JAN 30, 2003 – THERE’S A LOT ABOUT DUM THAT REMINDS YOU OF ARJUN, one of the best attempts at portraying the post-Bachchan Angry Young Man, specifically the chawl-resident father who’s middle-class weakness personified and the son who rages at the corruption around him. The difference is that Arjun had Sunny Deol fighting the System; Uday (Vivek Oberoi) here is simply trying to shake off ‘Encounter’ Shankar (Atul Kulkarni), a corrupt cop who stands in the way of his becoming a police officer.

It’s not as if Uday’s out to rid society of corrupt cops. Like Vikram in the original (the Tamil hit Dhil), he’s just a guy-next-door with friends who take puffs from the same cigarette and a family that dotes on him. He wouldn’t even have met his nemesis had Kaveri (Diya Mirza, looking very pretty in the standard ‘hero’s girlfriend’ role) not sounded off Shankar while the latter was making a public nuisance of himself.

This it-could-happen-to-anyone scenario makes you empathise with Uday’s plight, especially after witnessing the simple pleasures in his life, like his charming meet-cute with Kaveri and their expression of love, with Singin’ in the Rain style abandon, to the strains of Sandeep Chowta’s tuneful Jeena.

Atul Kulkarni plays Shankar with an interesting combination of vulnerability — “Yeh daag mit to jayega na,” he quaveringly asks the doctor who patches up a facial wound — and scenery-chewing gusto. Vivek Oberoi, in the latest of his impressive early resume of ‘hatke’ roles, is perfect as the tough-as-nails brain-brawn combination — “[Mujhe] Maar daal varna bahut pachtaayega,” he warns the cop who’s beaten him to a pulp. And the initial standoffs between these two, like an episode revolving around Uday’s sister’s wedding, are excitingly handled by director E Nivas (whose Shool explored a similar canvas).

But post-interval, after the framework for the cat-and-mouse that will form the rest of Dum has been laid out, Nivas loses his touch, and a film that was taut and muscular like its coiled-intensity protagonist turns flabby with commercial compromises and hero-glorification.

The law-abiding middle-class qualities that warmed us to Uday – he recites from the Hanuman Chaleesa — vanish as he begins to dispense vigilante justice, with hard-rock guitar riffs wailing in the background. Forget Arjun comparisons, he’s now Rambo, who continues fighting even after getting shot.
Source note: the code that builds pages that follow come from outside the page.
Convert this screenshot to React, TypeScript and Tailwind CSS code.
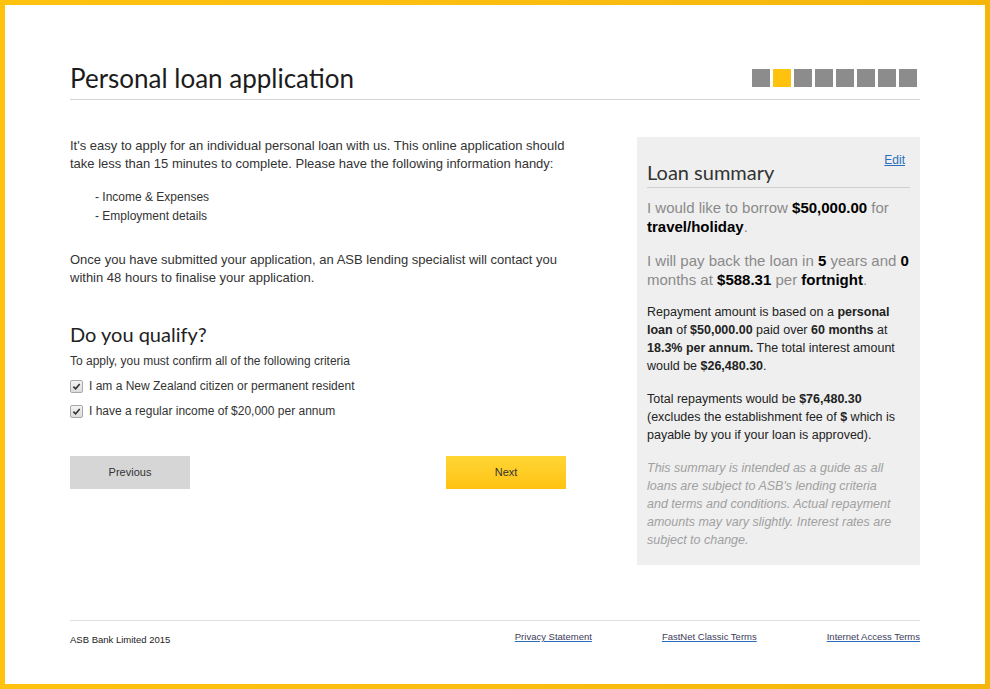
const steps = [false, true, false, false, false, false, false, false]

function Check() {
  return (
    <span className="flex h-[13px] w-[13px] shrink-0 items-center justify-center rounded-[2px] border border-[#a8a8a8] bg-gradient-to-b from-[#f4f4f4] to-[#dcdcdc]">
      <svg viewBox="0 0 10 10" className="h-[9px] w-[9px]">
        <path d="M1.5 5.2 L4 7.6 L8.6 2.2" fill="none" stroke="#333" strokeWidth={1.8} />
      </svg>
    </span>
  )
}

export default function App() {
  return (
    <div className="h-[689px] w-[990px] bg-gradient-to-r from-[#ffc20e] via-[#fbbd10] to-[#f5b60c] p-[5px]">
      <div className="h-full w-full bg-white">
        <div className="ml-[65px] w-[850px] pt-[57px] font-['Liberation_Sans',Arial,sans-serif] text-[#333]">
          {/* Header */}
          <div className="flex h-[38px] items-start justify-between border-b border-[#d4d4d4]">
            <h1 className="-mt-[2px] font-['Lato',sans-serif] text-[26px] leading-[36px] text-[#1c1c1c]">
              Personal loan application
            </h1>
            <div className="mr-[3px] mt-[7px] flex gap-[3px]">
              {steps.map((active, i) => (
                <div key={i} className={active ? 'h-[18px] w-[18px] bg-[#ffc20e]' : 'h-[18px] w-[18px] bg-[#8c8c8c]'} />
              ))}
            </div>
          </div>

          {/* Main */}
          <div className="mt-[37px] flex justify-between">
            {/* Left column */}
            <div className="w-[496px]">
              <p className="text-[13px] leading-[18px]">
                It's easy to apply for an individual personal loan with us. This online application should take less than 15 minutes to complete. Please have the following information handy:
              </p>
              <ul className="mt-[15px] pl-[25px] text-[12px] leading-[19px]">
                <li>- Income &amp; Expenses</li>
                <li>- Employment details</li>
              </ul>
              <p className="mt-[25px] text-[13px] leading-[18px]">
                Once you have submitted your application, an ASB lending specialist will contact you within 48 hours to finalise your application.
              </p>

              <h2 className="mt-[35px] font-['Lato',sans-serif] text-[20px] leading-[24px] text-[#222]">Do you qualify?</h2>
              <p className="mt-[7px] text-[12px] leading-[16px]">To apply, you must confirm all of the following criteria</p>
              <div className="mt-[9px] space-y-[9px] text-[12px] leading-[16px]">
                <label className="flex items-center gap-[6px]">
                  <Check />
                  <span>I am a New Zealand citizen or permanent resident</span>
                </label>
                <label className="flex items-center gap-[6px]">
                  <Check />
                  <span>I have a regular income of $20,000 per annum</span>
                </label>
              </div>

              <div className="mt-[37px] flex justify-between">
                <button className="h-[33px] w-[120px] bg-[#d6d6d6] text-[11px] text-[#333]">Previous</button>
                <button className="h-[33px] w-[120px] bg-gradient-to-b from-[#ffd633] to-[#ffc20e] text-[11px] text-[#333]">Next</button>
              </div>
            </div>

            {/* Loan summary */}
            <div className="w-[283px] bg-[#efefef] px-[10px] pb-[16px] pt-[15px]">
              <div className="flex items-start justify-between border-b border-[#cfcfcf] pb-[3px]">
                <h3 className="mt-[8px] font-['Lato',sans-serif] text-[20px] leading-[24px] text-[#333]">Loan summary</h3>
                <a href="#" className="mr-[5px] text-[12px] leading-[16px] text-[#2a6ebb] underline">Edit</a>
              </div>
              <p className="mt-[10px] text-[15px] leading-[19px] text-[#8a8a8a]">
                I would like to borrow <b className="text-black">$50,000.00</b> for <b className="text-black">travel/holiday</b>.
              </p>
              <p className="mt-[15px] text-[15px] leading-[19px] text-[#8a8a8a]">
                I will pay back the loan in <b className="text-black">5</b> years and <b className="text-black">0</b> months at <b className="text-black">$588.31</b> per <b className="text-black">fortnight</b>.
              </p>
              <p className="mt-[14px] text-[12.5px] leading-[18px] text-[#222]">
                Repayment amount is based on a <b>personal loan</b> of <b>$50,000.00</b> paid over <b>60 months</b> at <b>18.3% per annum.</b> The total interest amount would be <b>$26,480.30</b>.
              </p>
              <p className="mt-[15px] text-[12.5px] leading-[18px] text-[#222]">
                Total repayments would be <b>$76,480.30</b> (excludes the establishment fee of <b>$</b> which is payable by you if your loan is approved).
              </p>
              <p className="mt-[15px] pr-[14px] text-[12.5px] italic leading-[18px] text-[#a0a0a0]">
                This summary is intended as a guide as all loans are subject to ASB's lending criteria and terms and conditions. Actual repayment amounts may vary slightly. Interest rates are subject to change.
              </p>
            </div>
          </div>

          {/* Footer */}
          <div className="mt-[55px] flex justify-between border-t border-[#e0e0e0]">
            <span className="pt-[13px] text-[9.5px] leading-[12px] text-[#222]">ASB Bank Limited 2015</span>
            <div className="flex gap-[70px] pt-[10px] text-[9.5px] leading-[12px]">
              <a href="#" className="text-[#3c3c5a] underline decoration-[#2a6ebb]">Privacy Statement</a>
              <a href="#" className="text-[#3c3c5a] underline decoration-[#2a6ebb]">FastNet Classic Terms</a>
              <a href="#" className="text-[#3c3c5a] underline decoration-[#2a6ebb]">Internet Access Terms</a>
            </div>
          </div>
        </div>
      </div>
    </div>
  )
}
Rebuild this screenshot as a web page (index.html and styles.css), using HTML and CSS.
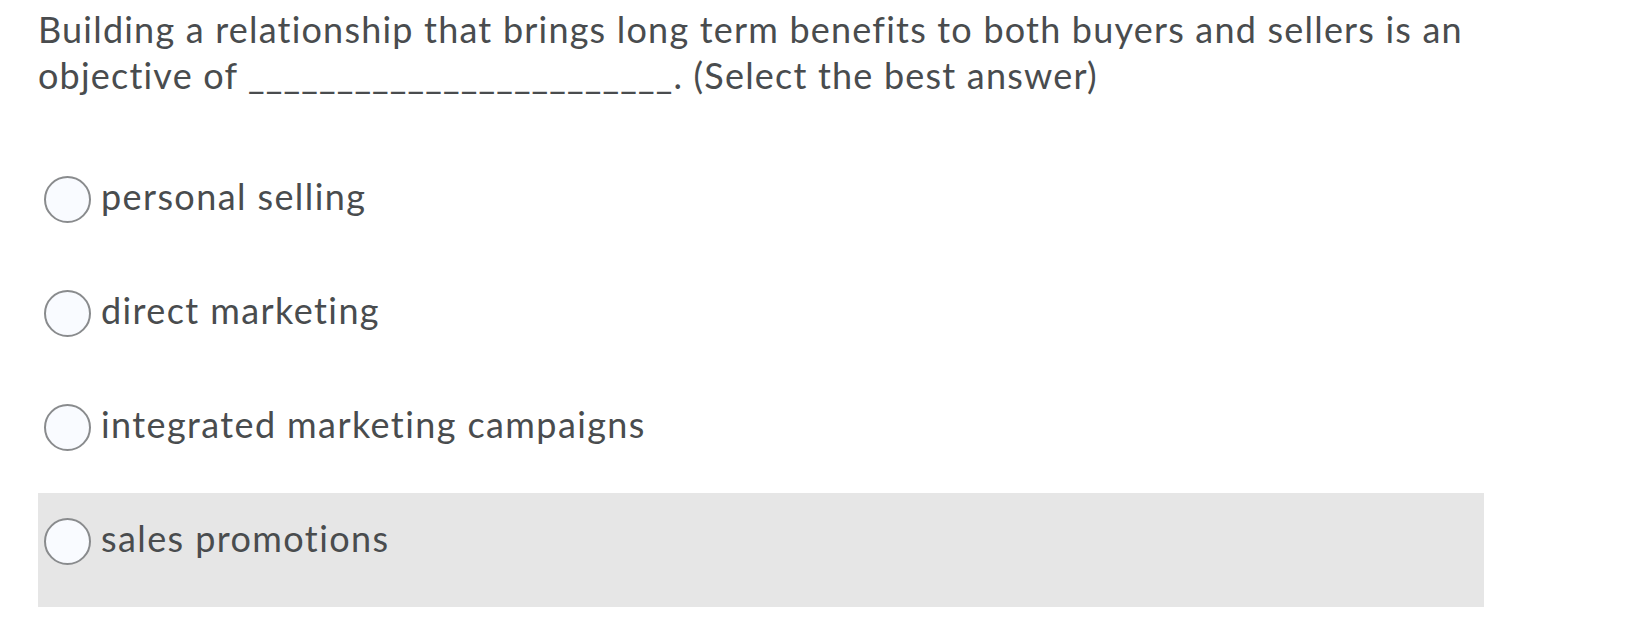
FILE: index.html
```html
<!DOCTYPE html>
<html lang="en">
<head>
<meta charset="utf-8">
<link rel="stylesheet" href="styles.css">
</head>
<body>
<div class="quiz">
  <p class="question">Building a relationship that brings long term benefits to both buyers and sellers is an objective of ________________________. (Select the best answer)</p>
  <div class="options">
    <label class="option"><span class="radio"></span><span class="label">personal selling</span></label>
    <label class="option"><span class="radio"></span><span class="label">direct marketing</span></label>
    <label class="option"><span class="radio"></span><span class="label">integrated marketing campaigns</span></label>
    <label class="option hover"><span class="radio"></span><span class="label">sales promotions</span></label>
  </div>
</div>
</body>
</html>
```

FILE: styles.css
```css
html, body {
  margin: 0;
  padding: 0;
  background: #ffffff;
}
body {
  font-family: Lato, "Open Sans", sans-serif;
  color: #494c4e;
}
.quiz {
  padding-left: 38px;
}
.question {
  margin: 0;
  width: 1470px;
  padding-top: 6px;
  font-size: 36px;
  line-height: 46px;
  letter-spacing: 1.2px;
}
.options {
  width: 1446px;
  margin-top: 53px;
  display: flex;
  flex-direction: column;
}
.option {
  display: flex;
  align-items: center;
  gap: 10px;
  height: 114px;
  box-sizing: border-box;
  padding: 0 0 18px 6px;
  font-size: 36px;
  letter-spacing: 1.4px;
}
.option.hover {
  background: #e6e6e6;
}
.label {
  margin-bottom: 6px;
}
.radio {
  width: 47px;
  height: 47px;
  box-sizing: border-box;
  border: 2px solid #898b8d;
  border-radius: 50%;
  background: #f9fbff;
  flex: none;
}
```
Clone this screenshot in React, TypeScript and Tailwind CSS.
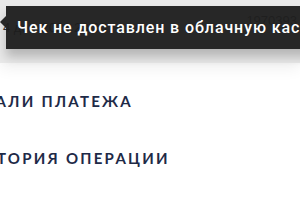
export default function App() {
  return (
    <div className="relative h-[200px] w-[300px] overflow-hidden bg-white font-['Lato','Liberation_Sans',sans-serif]">
      <div className="relative h-[63px] bg-[#e9e9e9] shadow-[0_6px_14px_rgba(0,0,0,0.06)]">
        <div className="flex items-center justify-between px-[3px] pt-[6px] font-['Liberation_Sans',sans-serif] text-[13px] text-[#333]">
          <span className="mt-[12px]">4 дек. 2021 23:30</span>
          <span className="-mt-[2px] text-[#555]">1970393</span>
        </div>

        <div className="absolute left-[6px] right-[-60px] top-[6px] flex h-[43px] items-center bg-[#1c1c1c]/95 pl-[11px] shadow-[0_8px_10px_rgba(0,0,0,0.22)]">
          <span className="whitespace-nowrap font-['Roboto','Liberation_Sans',sans-serif] text-[16px] font-medium tracking-[0.9px] text-white">
            Чек не доставлен в облачную кассу
          </span>
        </div>
        <div className="absolute left-0 top-[16px] h-0 w-0 border-y-[6px] border-r-[6px] border-y-transparent border-r-[#1c1c1c]/95" />
      </div>

      <div className="flex flex-col gap-[37px] pt-[28px]">
        <h2 className="-ml-[40px] whitespace-nowrap text-[15px] font-bold uppercase leading-5 tracking-[0.15em] text-[#1e2a47]">
          Детали платежа
        </h2>
        <h2 className="-ml-[29px] whitespace-nowrap text-[15px] font-bold uppercase leading-5 tracking-[0.15em] text-[#1e2a47]">
          История операции
        </h2>
      </div>
    </div>
  );
}
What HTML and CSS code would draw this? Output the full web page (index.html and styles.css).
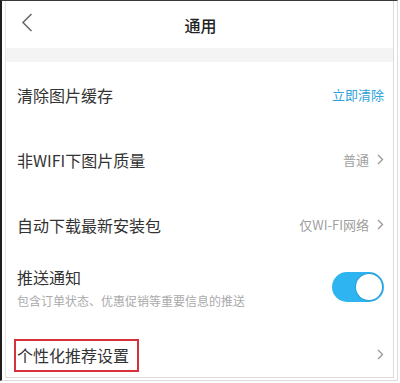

We’re now in a universe where only Uday and Shankar matter. All interesting supporting characters either vanish or show up as clichés like the corrupt politician, the selfless best friend (Sushant Singh, wasted in this role), the honest cop who’s mentor to the hero, the ruthless killer who laughably switches sides, and the pregnant sister who’s perfect target for the bad guys. Why have the chawl setting if the residents there aren’t going to be used as colourful props and are simply there for group dances? Even Kaveri disappears; instead of her mandatory duet, we have Yana Gupta shaking booty to the raunchy Babuji Zara Dheere Chalo.

What begins as an engrossing against-all-odds story ends up as a violent, overblown Clash of the Titans. Some of the action is rousingly choreographed, but you can’t help feeling that there was a lot more dum in the film when the muscle factor was a lot less.